* _SET EXERCISE_
Copy each line holding the string "styles".

=====

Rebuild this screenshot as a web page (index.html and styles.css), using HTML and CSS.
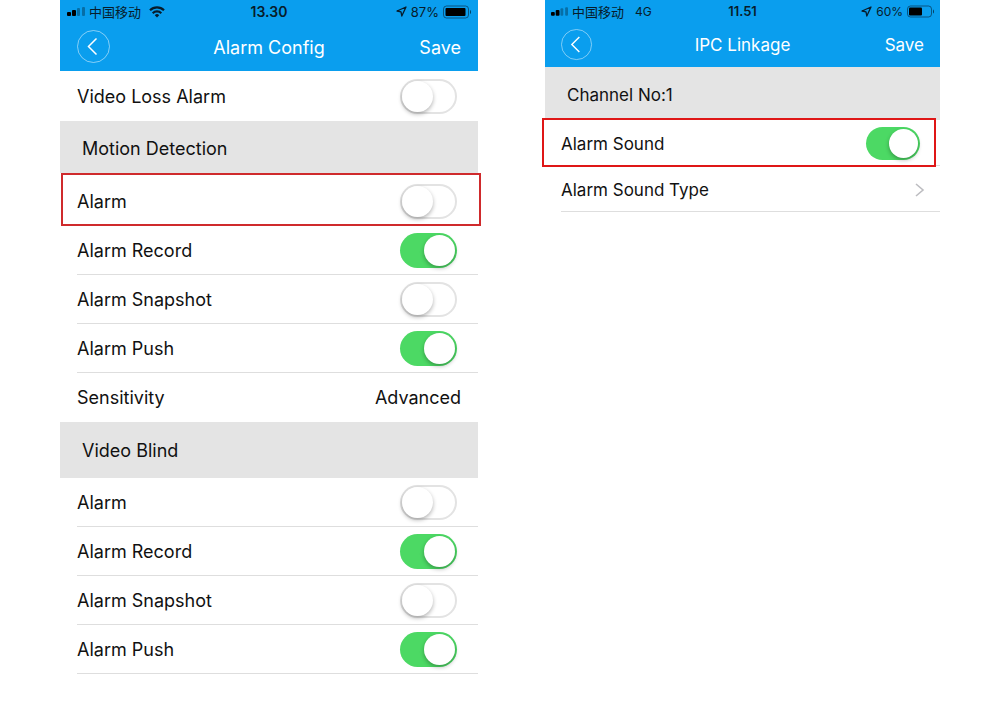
FILE: index.html
```html
<!DOCTYPE html>
<html lang="en">
<head>
  <meta charset="UTF-8">
  <meta name="viewport" content="width=device-width, initial-scale=1">
  <title>Alarm Config</title>
  <link rel="stylesheet" href="styles.css">
</head>
<body>
  <main class="screens">

    <!-- Alarm Config -->
    <section class="phone">
      <header class="header">
        <div class="status-bar">
          <div class="status-left">
            <svg width="18" height="9" viewBox="0 0 18 9">
              <rect x="0" y="5" width="4" height="4" rx="1"/>
              <rect x="5" y="3" width="4" height="6" rx="1"/>
              <rect x="10" y="1" width="3" height="8" rx="1" opacity=".3"/>
              <rect x="15" y="0" width="3" height="9" rx="1" opacity=".3"/>
            </svg>
            <span>中国移动</span>
            <svg class="wifi" width="16" height="12" viewBox="0 0 16 12" fill="none" stroke="#071c2b" stroke-width="2.2">
              <path d="M1 4.3a10 10 0 0 1 14 0"/>
              <path d="M3.7 7.2a6.2 6.2 0 0 1 8.6 0"/>
              <path d="M8 11.5 5.8 9.2a3.1 3.1 0 0 1 4.4 0z" fill="#071c2b" stroke="none"/>
            </svg>
          </div>
          <span class="time">13.30</span>
          <div class="status-right">
            <svg width="11" height="11" viewBox="0 0 11 11" fill="none" stroke="#071c2b" stroke-width="1.3" stroke-linejoin="round">
              <path d="M10 1 1 5 5 5.800 5.800 10z"/>
            </svg>
            <span>87%</span>
            <svg width="28" height="14" viewBox="0 0 28 14">
              <rect x=".5" y="1" width="25" height="12" rx="3" fill="none" stroke="#071c2b" stroke-opacity=".55"/>
              <rect x="2.5" y="3" width="20" height="8" rx="1"/>
              <path d="M27 5v4c1.300-.6 1.300-3.400 0-4z" opacity=".6"/>
            </svg>
          </div>
        </div>
        <div class="nav-bar">
          <button class="back" aria-label="Back">
            <svg width="34" height="34" viewBox="0 0 34 34" fill="none" stroke="#fff">
              <circle cx="16.500" cy="16.500" r="16" stroke-opacity=".5"/>
              <path d="M19.500 8.500 11.500 16.500l8 8" stroke-width="1.5"/>
            </svg>
          </button>
          <h1>Alarm Config</h1>
          <button class="save">Save</button>
        </div>
      </header>

      <div class="row row-last">
        <label for="videoLoss">Video Loss Alarm</label>
        <input class="switch" type="checkbox" id="videoLoss">
      </div>

      <h2 class="section-title">Motion Detection</h2>
      <div class="row row-first highlight">
        <label for="motionAlarm">Alarm</label>
        <input class="switch" type="checkbox" id="motionAlarm">
      </div>
      <div class="row">
        <label for="motionRecord">Alarm Record</label>
        <input class="switch" type="checkbox" id="motionRecord" checked>
      </div>
      <div class="row">
        <label for="motionSnapshot">Alarm Snapshot</label>
        <input class="switch" type="checkbox" id="motionSnapshot">
      </div>
      <div class="row">
        <label for="motionPush">Alarm Push</label>
        <input class="switch" type="checkbox" id="motionPush" checked>
      </div>
      <div class="row row-value">
        <label for="sensitivity">Sensitivity</label>
        <button class="value" id="sensitivity">Advanced</button>
      </div>

      <h2 class="section-title section-tall">Video Blind</h2>
      <div class="row">
        <label for="blindAlarm">Alarm</label>
        <input class="switch" type="checkbox" id="blindAlarm">
      </div>
      <div class="row">
        <label for="blindRecord">Alarm Record</label>
        <input class="switch" type="checkbox" id="blindRecord" checked>
      </div>
      <div class="row">
        <label for="blindSnapshot">Alarm Snapshot</label>
        <input class="switch" type="checkbox" id="blindSnapshot">
      </div>
      <div class="row">
        <label for="blindPush">Alarm Push</label>
        <input class="switch" type="checkbox" id="blindPush" checked>
      </div>
    </section>

    <!-- IPC Linkage -->
    <section class="phone phone-small">
      <header class="header">
        <div class="status-bar">
          <div class="status-left">
            <svg width="17" height="9" viewBox="0 0 18 9">
              <rect x="0" y="5" width="4" height="4" rx="1"/>
              <rect x="5" y="3" width="4" height="6" rx="1"/>
              <rect x="10" y="1" width="3" height="8" rx="1" opacity=".3"/>
              <rect x="15" y="0" width="3" height="9" rx="1" opacity=".3"/>
            </svg>
            <span>中国移动</span>
            <span class="network">4G</span>
          </div>
          <span class="time">11.51</span>
          <div class="status-right">
            <svg width="11" height="11" viewBox="0 0 11 11" fill="none" stroke="#071c2b" stroke-width="1.3" stroke-linejoin="round">
              <path d="M10 1 1 5 5 5.800 5.800 10z"/>
            </svg>
            <span class="percent">60%</span>
            <svg width="27" height="13" viewBox="0 0 27 13">
              <rect x=".5" y="1" width="24" height="11" rx="3" fill="none" stroke="#071c2b" stroke-opacity=".55"/>
              <rect x="2" y="2.500" width="13" height="8" rx="1"/>
              <path d="M26 4.500v4c1.300-.6 1.300-3.400 0-4z" opacity=".6"/>
            </svg>
          </div>
        </div>
        <div class="nav-bar">
          <button class="back" aria-label="Back">
            <svg width="32" height="32" viewBox="0 0 34 34" fill="none" stroke="#fff">
              <circle cx="16.500" cy="16.500" r="16" stroke-opacity=".5"/>
              <path d="M19.500 8.500 11.500 16.500l8 8" stroke-width="1.5"/>
            </svg>
          </button>
          <h1>IPC Linkage</h1>
          <button class="save">Save</button>
        </div>
      </header>

      <h2 class="section-title">Channel No:1</h2>
      <div class="row highlight">
        <label for="alarmSound">Alarm Sound</label>
        <input class="switch" type="checkbox" id="alarmSound" checked>
      </div>
      <a class="row" href="#">
        <span>Alarm Sound Type</span>
        <svg class="chevron" width="10" height="14" viewBox="0 0 10 14" fill="none" stroke="#bdbdc1" stroke-width="1.6">
          <path d="m1 1 7 6-7 6"/>
        </svg>
      </a>
    </section>

  </main>
</body>
</html>
```
FILE: styles.css
```css
* {
  box-sizing: border-box;
}
body {
  margin: 0;
  background: #fff;
  color: #111;
  font-family: Inter, "Noto Sans CJK SC", sans-serif;
  font-size: 18px;
}
button {
  padding: 0;
  border: none;
  background: none;
  color: inherit;
  font: inherit;
  cursor: pointer;
}
svg {
  display: block;
}
.screens {
  display: grid;
  grid-template-columns: 418fr 395fr;
  column-gap: 67px;
  align-items: start;
  padding: 0 6%;
}
.phone {
  --row: 49px;
  --section: 52px;
  --side: 17px;
  --switch-w: 57px;
  --switch-h: 35px;
}
.phone-small {
  --row: 46px;
  --section: 53px;
  --side: 16px;
  --switch-w: 54px;
  --switch-h: 33px;
  font-size: 17px;
}

/* blue header */
.header {
  background: #0a9eee;
}
.status-bar {
  display: grid;
  grid-template-columns: 1fr auto 1fr;
  align-items: center;
  height: 23px;
  padding: 0 7px;
  color: #071c2b;
  font-size: 13px;
}
.status-left,
.status-right {
  display: flex;
  align-items: center;
  gap: 4px;
}
.status-right {
  justify-content: flex-end;
}
.wifi {
  margin-left: 4px;
}
.network {
  margin-left: 7px;
  font-size: 12px;
}
.percent {
  font-size: 12px;
}
.time {
  font-size: 14px;
  font-weight: 600;
}
.nav-bar {
  display: grid;
  grid-template-columns: 1fr auto 1fr;
  align-items: center;
  height: 48px;
  padding: 0 var(--side);
  color: #fff;
}
.nav-bar h1 {
  margin: 0;
  font-size: inherit;
  font-weight: 400;
}
.back {
  justify-self: start;
}
.save {
  justify-self: end;
}
.phone-small .status-bar {
  height: 22px;
  padding: 0 6px;
}
.phone-small .time {
  font-size: 13px;
}
.phone-small .nav-bar {
  height: 45px;
}

/* list */
.section-title {
  display: flex;
  align-items: center;
  height: var(--section);
  margin: 0;
  padding: 3px 22px 0;
  background: #e4e4e4;
  font-size: inherit;
  font-weight: 400;
}
.section-tall {
  --section: 56px;
  padding-top: 0;
}
.row {
  position: relative;
  display: flex;
  align-items: center;
  justify-content: space-between;
  height: var(--row);
  margin-left: var(--side);
  padding-right: 21px;
  border-bottom: 1px solid #dedede;
  color: inherit;
  text-decoration: none;
}
.row-first {
  --row: 53px;
  padding-top: 4px;
}
.row-last {
  --row: 50px;
  border-bottom: none;
}
.row-value {
  border-bottom: none;
}
.value {
  margin-right: -4px;
}
.phone-small .row {
  padding-top: 2px;
  padding-right: 20px;
}
.chevron {
  margin-right: -5px;
}

/* red callout frame over the row */
.highlight::after {
  content: "";
  position: absolute;
  inset: 0 -3px -1px -16px;
  border: 2px solid #cf2a2c;
  pointer-events: none;
}
.phone-small .highlight::after {
  inset: -2px 4px -2px -19px;
  border-color: #df1717;
}

.switch {
  appearance: none;
  width: var(--switch-w);
  height: var(--switch-h);
  margin: 0;
  padding: 2px;
  border-radius: 20px;
  box-shadow: inset 0 0 0 2px #e3e3e3;
  cursor: pointer;
}
.switch::before {
  content: "";
  display: block;
  height: 100%;
  aspect-ratio: 1;
  border-radius: 50%;
  background: #fff;
  box-shadow: 0 2px 4px rgba(0, 0, 0, 0.3);
}
.switch:checked {
  background: #4cd964;
  box-shadow: none;
}
.switch:checked::before {
  margin-left: auto;
}
```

=====

* _THE OUTPUT_
Rebuild this screenshot as a web page (index.html and styles.css), using HTML and CSS.
  <link rel="stylesheet" href="styles.css">
FILE: styles.css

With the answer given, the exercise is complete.